The derogation issue

Those who claim that reports like that by the UK Pesticides Safety Directorate (PSD) exaggerate the likely impact of proposed changes to EU pesticides legislation often point to the existence of a derogation in the Council’s common position. This would allow the continued use for up to five years of pesticides that would otherwise be banned, if there are no alternatives available. In other words, the impact is postponed and notionally it would allow the development and registration of new products, except that this process normally takes more than five years.

However, the derogation is opposed by Green German MEP Hiltrud Breyer in her report to the European Parliament’s environment committee in which numerous changes are recommended to the common position reached at the agriculture Council in June. In particular, she wants to scrap the derogation. Her argument is that impact assessments such as that by the PSD are exaggerated, designed to create panic and flood MEPs with information (although that is surely not undesirable if the information is accurate).

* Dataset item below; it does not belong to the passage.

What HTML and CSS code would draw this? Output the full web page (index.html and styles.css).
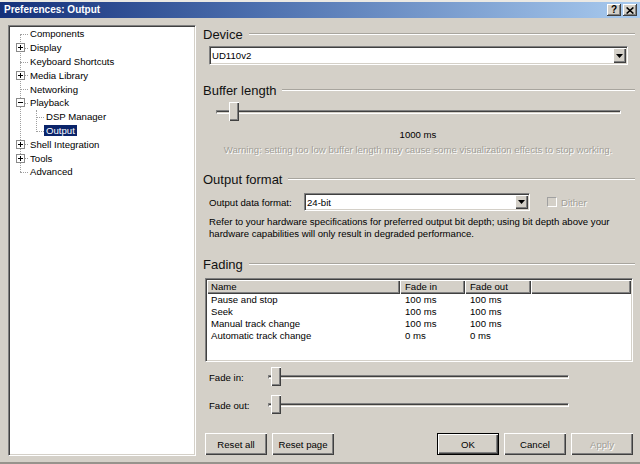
FILE: index.html
```html
<!DOCTYPE html>
<html>
<head>
<meta charset="utf-8">
<title>Preferences: Output</title>
<link rel="stylesheet" href="styles.css">
</head>
<body>
<div class="window">
  <div class="titlebar">
    <span class="title">Preferences: Output</span>
    <div class="caption-buttons">
      <span class="cap-btn">?</span>
      <span class="cap-btn"><svg width="8" height="7" viewBox="0 0 8 7"><path d="M0.6 0.5L7.4 6.5M7.4 0.5L0.6 6.5" stroke="#000" stroke-width="1.6"/></svg></span>
    </div>
  </div>
  <div class="content">
    <div class="tree">
      <ul class="tree-root">
        <li><div class="row"><span class="label">Components</span></div></li>
        <li><div class="row"><svg class="expander" width="9" height="9" viewBox="0 0 9 9"><rect x="0.5" y="0.5" width="8" height="8" fill="#fff" stroke="#8a8a8a"/><path d="M2 4.5h5M4.5 2v5" stroke="#000"/></svg><span class="label">Display</span></div></li>
        <li><div class="row"><span class="label">Keyboard Shortcuts</span></div></li>
        <li><div class="row"><svg class="expander" width="9" height="9" viewBox="0 0 9 9"><rect x="0.5" y="0.5" width="8" height="8" fill="#fff" stroke="#8a8a8a"/><path d="M2 4.5h5M4.5 2v5" stroke="#000"/></svg><span class="label">Media Library</span></div></li>
        <li><div class="row"><span class="label">Networking</span></div></li>
        <li>
          <div class="row"><svg class="expander" width="9" height="9" viewBox="0 0 9 9"><rect x="0.5" y="0.5" width="8" height="8" fill="#fff" stroke="#8a8a8a"/><path d="M2 4.5h5" stroke="#000"/></svg><span class="label">Playback</span></div>
          <ul class="tree-children">
            <li><div class="row"><span class="label">DSP Manager</span></div></li>
            <li><div class="row"><span class="label selected">Output</span></div></li>
          </ul>
        </li>
        <li><div class="row"><svg class="expander" width="9" height="9" viewBox="0 0 9 9"><rect x="0.5" y="0.5" width="8" height="8" fill="#fff" stroke="#8a8a8a"/><path d="M2 4.5h5M4.5 2v5" stroke="#000"/></svg><span class="label">Shell Integration</span></div></li>
        <li><div class="row"><svg class="expander" width="9" height="9" viewBox="0 0 9 9"><rect x="0.5" y="0.5" width="8" height="8" fill="#fff" stroke="#8a8a8a"/><path d="M2 4.5h5M4.5 2v5" stroke="#000"/></svg><span class="label">Tools</span></div></li>
        <li><div class="row"><span class="label">Advanced</span></div></li>
      </ul>
    </div>

    <div class="page">
      <div class="group-title title-device">Device</div>
      <div class="combo combo-device">
        <span class="combo-text">UD110v2</span>
        <span class="combo-btn"><svg width="7" height="4" viewBox="0 0 7 4"><path d="M0 0h7L3.5 4z"/></svg></span>
      </div>

      <div class="group-title title-buffer">Buffer length</div>
      <div class="slider slider-buffer">
        <div class="track"></div>
        <div class="thumb" style="left:13px"></div>
      </div>
      <div class="buffer-value">1000 ms</div>
      <div class="warning">Warning: setting too low buffer length may cause some visualization effects to stop working.</div>

      <div class="group-title title-format">Output format</div>
      <div class="format-row">
        <span class="format-label">Output data format:</span>
        <div class="combo combo-format">
          <span class="combo-text">24-bit</span>
          <span class="combo-btn"><svg width="7" height="4" viewBox="0 0 7 4"><path d="M0 0h7L3.5 4z"/></svg></span>
        </div>
        <span class="check disabled"><span class="check-box"></span>Dither</span>
      </div>
      <p class="format-note">Refer to your hardware specifications for preferred output bit depth; using bit depth above your hardware capabilities will only result in degraded performance.</p>

      <div class="group-title title-fading">Fading</div>
      <div class="list">
        <div class="list-header">
          <span class="hcell col-name">Name</span>
          <span class="hcell col-in">Fade in</span>
          <span class="hcell col-out">Fade out</span>
          <span class="hcell col-fill"></span>
        </div>
        <div class="list-row"><span class="col-name">Pause and stop</span><span class="col-in">100 ms</span><span class="col-out">100 ms</span></div>
        <div class="list-row"><span class="col-name">Seek</span><span class="col-in">100 ms</span><span class="col-out">100 ms</span></div>
        <div class="list-row"><span class="col-name">Manual track change</span><span class="col-in">100 ms</span><span class="col-out">100 ms</span></div>
        <div class="list-row"><span class="col-name">Automatic track change</span><span class="col-in">0 ms</span><span class="col-out">0 ms</span></div>
      </div>

      <div class="fade-row fade-in">
        <span class="fade-label">Fade in:</span>
        <div class="slider slider-fade">
          <div class="track"></div>
          <div class="thumb" style="left:3px"></div>
        </div>
      </div>
      <div class="fade-row fade-out">
        <span class="fade-label">Fade out:</span>
        <div class="slider slider-fade">
          <div class="track"></div>
          <div class="thumb" style="left:3px"></div>
        </div>
      </div>

      <div class="button-row">
        <div class="btn-group">
          <span class="btn">Reset all</span>
          <span class="btn">Reset page</span>
        </div>
        <div class="btn-group btn-group-right">
          <span class="btn btn-default">OK</span>
          <span class="btn">Cancel</span>
          <span class="btn btn-disabled">Apply</span>
        </div>
      </div>
    </div>
  </div>
</div>
</body>
</html>
```

FILE: styles.css
```css
* { box-sizing: border-box; }
html, body { margin: 0; padding: 0; }
body {
  width: 640px;
  height: 464px;
  overflow: hidden;
  background: #d4d0c8;
  font-family: "Liberation Sans", Arial, sans-serif;
  font-size: 9.6px;
  color: #000;
}
.window {
  width: 640px;
  height: 464px;
  display: flex;
  flex-direction: column;
  background: #d4d0c8;
  border-top: 2px solid #ebe9e4;
  border-bottom: 2px solid #96938c;
}

/* title bar */
.titlebar {
  height: 16px;
  flex: none;
  display: flex;
  align-items: center;
  justify-content: space-between;
  padding: 0 3px 0 4px;
  background: linear-gradient(to right, #15307a, #4c6fae 40%, #a9cbef);
}
.title {
  color: #fff;
  font-weight: bold;
  font-size: 10px;
  line-height: 16px;
}
.caption-buttons { display: flex; gap: 2px; }
.cap-btn {
  width: 14px;
  height: 12px;
  display: flex;
  align-items: center;
  justify-content: center;
  background: #d4d0c8;
  box-shadow: inset -1px -1px #404040, inset 1px 1px #fff, inset -2px -2px #808080;
  font-weight: bold;
  font-size: 10px;
  line-height: 12px;
}

/* content */
.content {
  flex: 1;
  display: flex;
  padding: 7px 0 6px 8px;
}

/* tree */
.tree {
  width: 188px;
  height: 431px;
  flex: none;
  background: #fff;
  border: 1px solid;
  border-color: #808080 #fff #fff #808080;
  box-shadow: inset 1px 1px #404040, inset -1px -1px #d4d0c8;
  padding: 1px;
}
.tree ul { list-style: none; margin: 0; padding: 0; position: relative; }
.tree-root::before {
  content: "";
  position: absolute;
  left: 10px;
  top: 7px;
  bottom: 7px;
  border-left: 1px dotted #a0a0a0;
}
.tree-children::before {
  content: "";
  position: absolute;
  left: 26px;
  top: 0;
  bottom: 7px;
  border-left: 1px dotted #a0a0a0;
}
.row {
  position: relative;
  height: 13.8px;
  display: flex;
  align-items: center;
  padding-left: 18px;
}
.row::before {
  content: "";
  position: absolute;
  left: 10px;
  top: 7px;
  width: 8px;
  border-top: 1px dotted #a0a0a0;
}
.tree-children .row { padding-left: 34px; }
.tree-children .row::before { left: 26px; }
.label {
  padding: 0 2px;
  line-height: 11px;
  white-space: nowrap;
}
.label.selected { background: #0a246a; color: #fff; }
.expander {
  position: absolute;
  left: 6px;
  top: 2.4px;
  z-index: 1;
}

/* right page */
.page {
  flex: 1;
  display: flex;
  flex-direction: column;
}
.group-title {
  display: flex;
  align-items: center;
  height: 16px;
  padding: 0 5px 0 7px;
  font-size: 13px;
  color: #111;
  white-space: nowrap;
}
.group-title::after {
  content: "";
  flex: 1;
  margin-left: 6px;
  border-top: 1px solid #a8a59e;
  border-bottom: 1px solid #fff;
}
.title-device { margin-top: 1px; }
.title-buffer { margin-top: 17px; }
.title-format { margin-top: 15px; }
.title-fading { margin-top: 17px; }

/* combo box */
.combo {
  display: flex;
  background: #fff;
  border: 1px solid;
  border-color: #808080 #fff #fff #808080;
  box-shadow: inset 1px 1px #404040, inset -1px -1px #d4d0c8;
  padding: 1px;
}
.combo-text {
  flex: 1;
  padding-left: 1px;
  display: flex;
  align-items: center;
}
.combo-btn {
  width: 13px;
  display: flex;
  align-items: center;
  justify-content: center;
  background: #d4d0c8;
  box-shadow: inset 1px 1px #fff, inset -1px -1px #404040, inset -2px -2px #808080;
}
.combo-device {
  height: 19px;
  margin: 4px 12px 0 13px;
}
.combo-format {
  width: 226px;
  height: 18px;
}

/* sliders */
.slider {
  position: relative;
  height: 22px;
  display: flex;
  align-items: center;
}
.track {
  flex: 1;
  height: 4px;
  border: 1px solid;
  border-color: #808080 #fff #fff #808080;
  background: #d4d0c8;
  box-shadow: inset 0 1px #404040;
}
.thumb {
  position: absolute;
  top: 1px;
  width: 10px;
  height: 19px;
  background: #d4d0c8;
  box-shadow: inset 1px 1px #fff, inset -1px -1px #404040, inset -2px -2px #808080;
}
.slider-buffer { margin: 3px 19px 0 20px; }
.buffer-value {
  margin-top: 6px;
  line-height: 12px;
  text-align: center;
}
.warning {
  margin-top: 3px;
  line-height: 12px;
  text-align: center;
  color: #a19e97;
  text-shadow: 1px 1px 0 #fff;
}

/* output format */
.format-row {
  margin-top: 6px;
  height: 18px;
  padding-left: 13px;
  display: flex;
  align-items: center;
}
.format-label { width: 95px; }
.check {
  margin-left: 17px;
  display: flex;
  align-items: center;
  gap: 4px;
}
.check.disabled { color: #a19e97; text-shadow: 1px 1px 0 #fff; }
.check-box {
  width: 10px;
  height: 10px;
  background: #d4d0c8;
  border: 1px solid;
  border-color: #a0a0a0 #fff #fff #a0a0a0;
}
.format-note {
  margin: 5px 8px 0 13px;
  line-height: 11.5px;
}

/* list view */
.list {
  margin: 6px 7px 0 9px;
  height: 84px;
  background: #fff;
  border: 1px solid;
  border-color: #808080 #fff #fff #808080;
  box-shadow: inset 1px 1px #404040, inset -1px -1px #d4d0c8;
  padding: 1px;
}
.list-header {
  display: flex;
  height: 14px;
  background: #d4d0c8;
}
.hcell {
  height: 14px;
  line-height: 14px;
  white-space: nowrap;
  box-shadow: inset 1px 1px #fff, inset -1px -1px #404040, inset -2px -2px #808080;
}
.col-name { width: 193px; padding-left: 4px; }
.col-in { width: 65px; padding-left: 5px; }
.col-out { width: 66px; padding-left: 5px; }
.col-fill { flex: 1; }
.list-row {
  display: flex;
  height: 12px;
  line-height: 12px;
  white-space: nowrap;
}

/* fade sliders */
.fade-row {
  height: 22px;
  padding-left: 13px;
  display: flex;
  align-items: center;
}
.fade-in { margin-top: 4px; }
.fade-out { margin-top: 6px; }
.fade-label { width: 59px; }
.slider-fade { width: 301px; }

/* buttons */
.button-row {
  margin-top: 17px;
  padding: 0 7px 0 9px;
  display: flex;
  justify-content: space-between;
}
.btn-group { display: flex; gap: 5px; }
.btn {
  width: 62px;
  height: 22px;
  display: flex;
  align-items: center;
  justify-content: center;
  background: #d4d0c8;
  box-shadow: inset 1px 1px #fff, inset -1px -1px #404040, inset -2px -2px #808080;
}
.btn-default {
  box-shadow: inset 0 0 0 1px #000, inset 2px 2px #fff, inset -2px -2px #404040, inset -3px -3px #808080;
}
.btn-disabled { color: #a19e97; text-shadow: 1px 1px 0 #fff; }
```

In all my dealings with the PSD, I have found them to be a highly responsible, science-based, cautious (perhaps sometimes a little bit too cautious) organisation. They are all you would expect a high quality regulator to be. The report was carefully worded and responsible, although unavoidably it has to make some assumptions, given that the final form of the legislation is not yet known.

One way to resolve these different positions about possible impacts would be for the European Food Safety Authority (EFSA) to conduct a comprehensive impact assessment. To date, the view of EFSA has not been requested. This is a little surprising given that it is a reputable body established to provide scientific advice on Community legislation on issues which have an impact on food safety.